### Work required
In the records that follow, show each line where the word "this" is present.

### Input data
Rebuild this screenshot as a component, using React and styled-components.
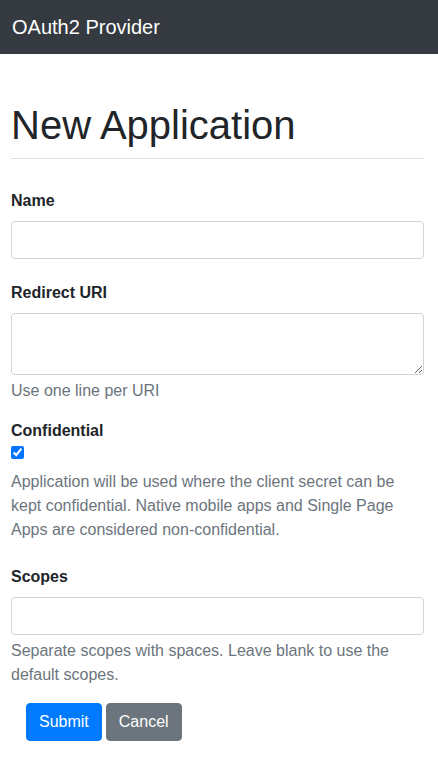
import React from 'react'
import styled, {createGlobalStyle} from 'styled-components'

const GlobalStyle = createGlobalStyle`
  body {
    margin: 0;
    font-family: "Liberation Sans", Arial, sans-serif;
    font-size: 16px;
    line-height: 1.5;
    color: #212529;
    background-color: #fff;
  }

  * {
    box-sizing: border-box;
  }
`

const Navbar = styled.nav`
  height: 54px;
  background-color: #343a40;
  display: flex;
  align-items: center;
  padding: 0 12px;
`

const Brand = styled.a`
  color: #fff;
  font-size: 20px;
  line-height: 30px;
  text-decoration: none;
`

const Container = styled.div`
  padding: 0 14px 0 11px;
`

const Title = styled.h1`
  margin: 47px 0 0;
  padding-bottom: 9px;
  font-size: 40px;
  line-height: 48px;
  font-weight: 400;
  border-bottom: 1px solid #dee2e6;
`

const Form = styled.form`
  margin-top: 30px;
  display: flex;
  flex-direction: column;
`

const Group = styled.div`
  margin-bottom: ${props => props.gap}px;
`

const Label = styled.label`
  display: block;
  font-weight: 700;
  line-height: 24px;
  margin-bottom: ${props => props.$mb ?? 8}px;
`

const Input = styled.input`
  display: block;
  width: 100%;
  height: 38px;
  padding: 6px 12px;
  font-family: inherit;
  font-size: 16px;
  line-height: 24px;
  color: #495057;
  border: 1px solid #ced4da;
  border-radius: 4px;
  background: #fff;
`

const TextArea = styled.textarea`
  display: block;
  width: 100%;
  height: 62px;
  padding: 6px 12px;
  margin: 0;
  font-family: inherit;
  font-size: 16px;
  line-height: 24px;
  color: #495057;
  border: 1px solid #ced4da;
  border-radius: 4px;
  resize: vertical;
`

const CheckRow = styled.div`
  display: flex;
  height: 13px;
  margin-top: 3px;

  & > input {
    width: 13px;
    height: 13px;
    margin: 0;
  }
`

const Help = styled.small`
  display: block;
  margin-top: ${props => props.$mt ?? 4}px;
  font-size: 16px;
  line-height: 24px;
  color: #6c757d;
`

const Actions = styled.div`
  display: flex;
  gap: 4px;
  padding-left: 15px;
`

const Btn = styled.button`
  height: 38px;
  padding: 6px 12px;
  font-family: inherit;
  font-size: 16px;
  line-height: 24px;
  color: #fff;
  border-radius: 4px;
  border: 1px solid ${props => props.$color};
  background-color: ${props => props.$color};
  cursor: pointer;
`

const App = () => {
    return (
        <>
            <GlobalStyle/>
            <Navbar>
                <Brand href="#">OAuth2 Provider</Brand>
            </Navbar>

            <Container>
                <Title>New Application</Title>

                <Form onSubmit={e => e.preventDefault()}>
                    <Group gap={22}>
                        <Label htmlFor="app-name">Name</Label>
                        <Input id="app-name" type="text"/>
                    </Group>

                    <Group gap={16}>
                        <Label htmlFor="app-redirect">Redirect URI</Label>
                        <TextArea id="app-redirect" rows={2}/>
                        <Help>Use one line per URI</Help>
                    </Group>

                    <Group gap={23}>
                        <Label htmlFor="app-confidential" $mb={0}>Confidential</Label>
                        <CheckRow>
                            <input id="app-confidential" type="checkbox" defaultChecked/>
                        </CheckRow>
                        <Help $mt={11}>
                            Application will be used where the client secret can be kept confidential.
                            Native mobile apps and Single Page Apps are considered non-confidential.
                        </Help>
                    </Group>

                    <Group gap={16}>
                        <Label htmlFor="app-scopes">Scopes</Label>
                        <Input id="app-scopes" type="text"/>
                        <Help>Separate scopes with spaces. Leave blank to use the default scopes.</Help>
                    </Group>

                    <Actions>
                        <Btn type="submit" $color="#007bff">Submit</Btn>
                        <Btn type="button" $color="#6c757d">Cancel</Btn>
                    </Actions>
                </Form>
            </Container>
        </>
    )
}

export default App
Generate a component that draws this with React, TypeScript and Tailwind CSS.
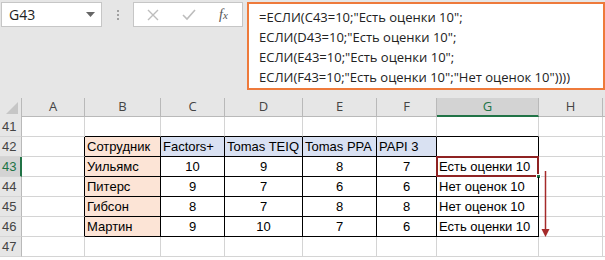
import React from "react";

const cols = ["A", "B", "C", "D", "E", "F", "G", "H"];
const widths = ["w-[63px]", "w-[76px]", "w-[64px]", "w-[78px]", "w-[74px]", "w-[60px]", "w-[102px]", "w-[64px]"];

const formula = [
  '=ЕСЛИ(C43=10;"Есть оценки 10";',
  'ЕСЛИ(D43=10;"Есть оценки 10";',
  'ЕСЛИ(E43=10;"Есть оценки 10";',
  'ЕСЛИ(F43=10;"Есть оценки 10";"Нет оценок 10"))))',
];

const table = [
  ["Уильямс", "10", "9", "8", "7", "Есть оценки 10"],
  ["Питерс", "9", "7", "6", "6", "Нет оценок 10"],
  ["Гибсон", "8", "7", "8", "8", "Нет оценок 10"],
  ["Мартин", "9", "10", "7", "6", "Есть оценки 10"],
];

const headerRow = ["Сотрудник", "Factors+", "Tomas TEIQ", "Tomas PPA", "PAPI 3", ""];

function RowHead({ n, active }: { n: number; active?: boolean }) {
  return (
    <div
      className={`flex h-[20px] w-[22px] shrink-0 items-center border-b border-[#d5d5d5] pl-[2px] text-[13px] ${
        active
          ? "border-r-2 border-r-[#217346] bg-[#d3d3d3] text-[#217346]"
          : "border-r border-r-[#b9b9b9] bg-[#e6e6e6] text-[#444]"
      }`}
    >
      {n}
    </div>
  );
}

function Cell({
  w,
  children,
  className = "",
}: {
  w: string;
  children?: React.ReactNode;
  className?: string;
}) {
  return (
    <div
      className={`flex h-[20px] shrink-0 items-center overflow-visible whitespace-nowrap border-b border-r text-[13px] leading-none text-black ${w} ${className}`}
    >
      {children}
    </div>
  );
}

function EmptyRow({ n, blackBottom }: { n: number; blackBottom?: boolean }) {
  return (
    <div className="flex">
      <RowHead n={n} />
      {widths.map((w, i) => (
        <Cell
          key={i}
          w={w}
          className={`border-r-[#d4d4d4] ${
            blackBottom && i >= 1 && i <= 6 ? "border-b-black" : "border-b-[#d4d4d4]"
          }`}
        />
      ))}
      <div className="h-[20px] flex-1 border-b border-[#d4d4d4]" />
    </div>
  );
}

export default function App() {
  return (
    <div
      className="relative h-[260px] w-[605px] overflow-hidden bg-white"
      style={{ fontFamily: '"Liberation Sans", Arial, sans-serif' }}
    >
      {/* formula bar */}
      <div className="flex h-[98px] items-start bg-[#e6e6e6] pl-[1px] pt-[2px]">
        <div className="flex h-[25px] w-[101px] items-center justify-between border border-[#c6c6c6] bg-white pl-[7px] pr-[6px] text-[14px] text-[#222]" style={{ fontFamily: '"Open Sans", sans-serif' }}>
          <span>G43</span>
          <svg width="9" height="5" viewBox="0 0 9 5">
            <path d="M0 0h9L4.5 5z" fill="#666" />
          </svg>
        </div>
        <div className="flex h-[25px] w-[31px] flex-col items-center justify-center gap-[2px]">
          <span className="h-[2px] w-[2px] bg-[#a0a0a0]" />
          <span className="h-[2px] w-[2px] bg-[#a0a0a0]" />
          <span className="h-[2px] w-[2px] bg-[#a0a0a0]" />
        </div>
        <div className="flex h-[25px] w-[110px] items-center border border-[#c6c6c6] bg-white">
          <svg className="ml-[13px]" width="12" height="12" viewBox="0 0 12 12">
            <path d="M1 1l10 10M11 1L1 11" stroke="#bdbdbd" strokeWidth="1.4" />
          </svg>
          <svg className="ml-[23px]" width="14" height="12" viewBox="0 0 14 12">
            <path d="M1 6l4 4 8-9" stroke="#bdbdbd" strokeWidth="1.6" fill="none" />
          </svg>
          <span
            className="ml-[23px] text-[14px] italic text-[#555]"
            style={{ fontFamily: '"Liberation Serif", serif' }}
          >
            f<span className="text-[11px]">x</span>
          </span>
        </div>
        <div
          className="ml-[4px] h-[88px] w-[358px] border-2 border-[#ee7a3b] bg-white pl-[10px] pt-[3px] text-[13px] leading-[20px] text-[#222]"
          style={{ fontFamily: '"Open Sans", sans-serif' }}
        >
          {formula.map((l) => (
            <div key={l} className="whitespace-pre">{l}</div>
          ))}
        </div>
      </div>

      {/* column headers */}
      <div className="flex h-[19px] bg-[#e6e6e6] text-[13px] text-[#444]" style={{ fontFamily: '"Open Sans", sans-serif' }}>
        <div className="relative w-[22px] shrink-0 border-r border-[#b9b9b9]">
          <svg className="absolute bottom-[3px] right-[3px]" width="12" height="12" viewBox="0 0 12 12">
            <path d="M12 0v12H0z" fill="#c6c6c6" />
          </svg>
        </div>
        {cols.map((c, i) => (
          <div
            key={c}
            className={`flex shrink-0 items-center justify-center border-r ${widths[i]} ${
              c === "G"
                ? "border-b-2 border-r-[#b9b9b9] border-b-[#217346] bg-[#d3d3d3] text-[#217346]"
                : "border-b border-[#b9b9b9]"
            }`}
          >
            {c}
          </div>
        ))}
        <div className="flex-1 border-b border-[#b9b9b9]" />
      </div>

      <EmptyRow n={41} blackBottom />

      {/* row 42 header row */}
      <div className="flex">
        <RowHead n={42} />
        <Cell w={widths[0]} className="border-b-[#d4d4d4] border-r-black" />
        {headerRow.map((t, i) => (
          <Cell
            key={i}
            w={widths[i + 1]}
            className={`border-black pl-[2px] ${
              i === 0 ? "bg-[#fce4d6]" : i === 5 ? "bg-white" : "bg-[#d9e1f2]"
            }`}
          >
            {t}
          </Cell>
        ))}
        <Cell w={widths[7]} className="border-[#d4d4d4]" />
        <div className="h-[20px] flex-1 border-b border-[#d4d4d4]" />
      </div>

      {table.map((r, ri) => (
        <div key={ri} className="flex">
          <RowHead n={43 + ri} active={ri === 0} />
          <Cell w={widths[0]} className="border-b-[#d4d4d4] border-r-black" />
          {r.map((t, i) => (
            <Cell
              key={i}
              w={widths[i + 1]}
              className={`relative border-black ${
                i === 0
                  ? "bg-[#fce4d6] pl-[2px]"
                  : i === 5
                  ? "pl-[2px]"
                  : "justify-center"
              }`}
            >
              {t}
              {ri === 0 && i === 5 && (
                <>
                  <div className="absolute inset-[-1px] border-2 border-[#8f2323]" />
                  <div className="absolute bottom-[-3px] right-[-3px] h-[5px] w-[5px] border border-white bg-[#217346]" />
                </>
              )}
            </Cell>
          ))}
          <Cell w={widths[7]} className="border-[#d4d4d4]" />
          <div className="h-[20px] flex-1 border-b border-[#d4d4d4]" />
        </div>
      ))}

      <EmptyRow n={47} />

      {/* arrow */}
      <svg className="absolute left-[541px] top-[171px]" width="9" height="67" viewBox="0 0 9 67">
        <path d="M4.5 0v63" stroke="#a52a2a" strokeWidth="1.5" />
        <path d="M0.5 58l4 8 4-8z" fill="#a52a2a" />
      </svg>
    </div>
  );
}
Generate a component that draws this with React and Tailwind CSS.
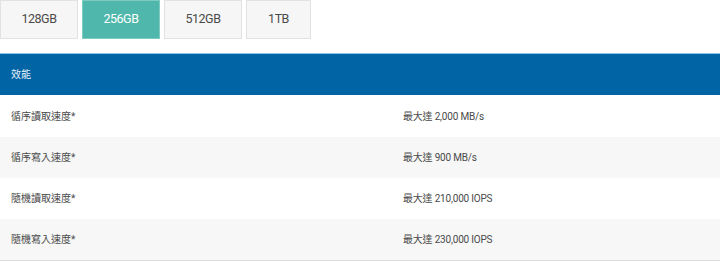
export default function App() {
  const tabs = ["128GB", "256GB", "512GB", "1TB"];
  const rows = [
    ["循序讀取速度*", "最大達 2,000 MB/s", "bg-white h-[42px]"],
    ["循序寫入速度*", "最大達 900 MB/s", "bg-[#f7f7f7] h-[41px]"],
    ["隨機讀取速度*", "最大達 210,000 IOPS", "bg-white h-[41px]"],
    ["隨機寫入速度*", "最大達 230,000 IOPS", "bg-[#f7f7f7] h-[41px]"],
  ];
  return (
    <div
      className="w-[720px] h-[261px] bg-white overflow-hidden"
      style={{ fontFamily: 'Roboto, "Noto Sans CJK TC", sans-serif' }}
    >
      <div className="flex gap-[4px]">
        {tabs.map((t, i) => (
          <div
            key={t}
            className={
              "h-[39px] flex items-center justify-center text-[12.5px] tracking-[-0.5px] border " +
              (i === 3 ? "w-[65px] " : "w-[78px] ") +
              (i === 1
                ? "bg-[#4fb7ab] border-[#7ecbc2] text-white"
                : "bg-[#f6f6f6] border-[#e2e2e2] text-[#4a4a4a]")
            }
          >
            {t}
          </div>
        ))}
      </div>
      <div className="mt-[14px]">
        <div className="h-[42px] bg-[#0064a5] border-t border-[#8ec4e4] flex items-center px-[11px] text-[10px] text-[#e6f0f7]">
          效能
        </div>
        {rows.map(([a, b, cls]) => (
          <div key={a} className={"flex items-center text-[10px] text-[#4a4a4a] " + cls}>
            <div className="w-[392px] pl-[11px]">{a}</div>
            <div className="pl-[11px] tracking-[-0.2px]">{b}</div>
          </div>
        ))}
        <div className="h-px bg-[#dcdcdc]" />
      </div>
    </div>
  );
}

### Reply
Rebuild this screenshot as a component, using React and styled-components.
Generate a component that draws this with React, TypeScript and Tailwind CSS.
Generate a component that draws this with React and Tailwind CSS.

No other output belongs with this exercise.